The cause of PCOS is unknown. It is a complex syndrome with an underlying genetic component. It is thought to arise from abnormal stimulation of the ovaries by the hormones that normally regulate ovarian function (FSH and especially LH). Up to 70% of patients with PCOS also show resistance of peripheral tissues to the actions of insulin (insulin resistance). Additionally, PCOS patients have increased production of male hormones (androgens) from the adrenals and an increased incidence of obesity (60% of patients).

Symptoms of PCOS

The classic symptoms of PCOS are irregular or absent menstrual cycles, acne, excessive facial or body hair (hirsutism), excessive loss of scalp hair, weight gain and difficulty becoming pregnant.

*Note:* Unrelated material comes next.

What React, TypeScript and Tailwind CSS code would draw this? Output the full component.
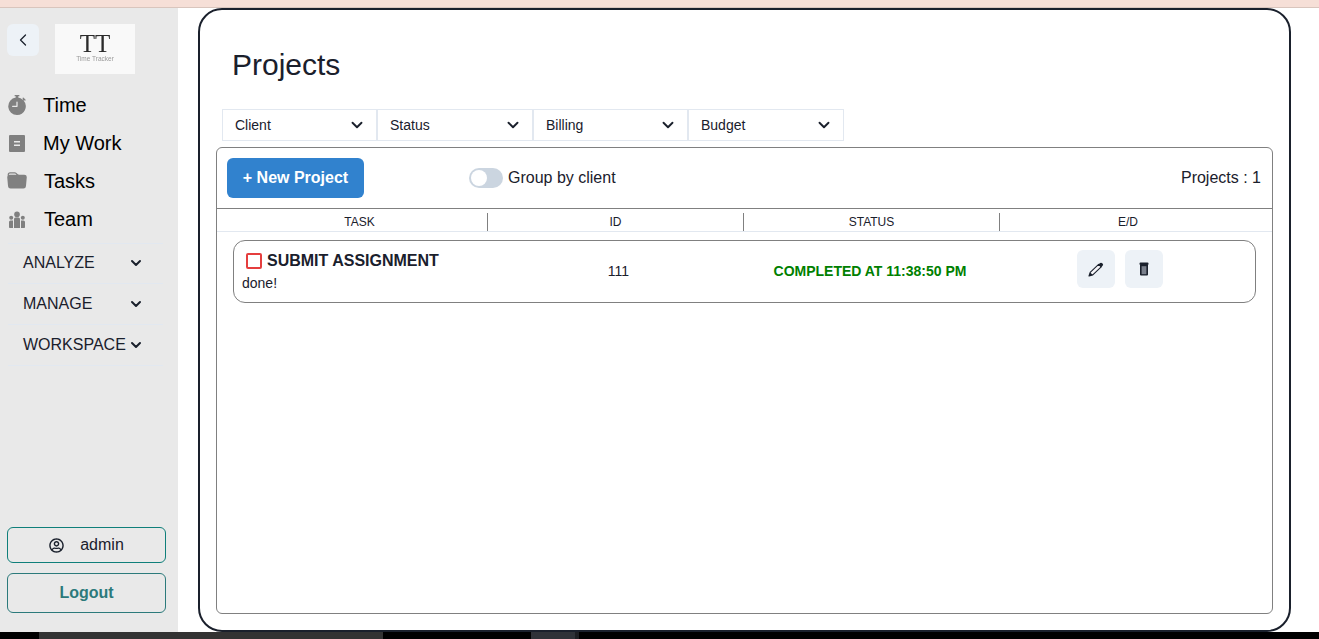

Laboratory Findings in PCOS

Testosterone and LH levels are usually elevated in PCOS. The ratio of LH to FSH may be elevated as well (LH:FSH > 2). Patients may also have an abnormal glucose tolerance test or abnormalities of their lipids (high LDL, high triglycerides, low HDL). Multiple cysts are sometimes (but not always) visible on ultrasound examination of he ovaries (80–100%).

Complications of PCOS

PCOS patients have an increased incidence of infertility, excessive hair growth, acne and irregular menstrual cycles. It is also associated with increased risk of obesity, heart disease, sleep apnea and diabetes. Approximately 35% of PCOS patients develop pre-diabetes by the age of 40; 10% of patients with PCOS develop type 2 diabetes. PCOS worsens as obesity increases.

Treatment of PCOS

Lifestyle changes to reduce weight are useful in overweight women with PCOS. Oral contraceptives are generally considered the first-line drug therapy in women with PCOS that are not trying to conceive. This treatment will help to regulate menstrual irregularities and improve acne and hirsutism. Low-dose contraceptives are less likely to cause weight gain. Medications normally used to lower insulin levels in diabetes have also shown to to improve PCOS. Metformin is most commonly recommended, but some studies show a benefit from thiazoladinedione compounds (Actos, Avandia). The combination of metformin and clomiphene citrate may be helpful in women trying to conceive. We also use spironolactone to control hair growth in some women with PCOS.

Close endocrine monitoring is required for women with PCOS to optimize therapy and monitor patients for potential complications that may arise from this common condition.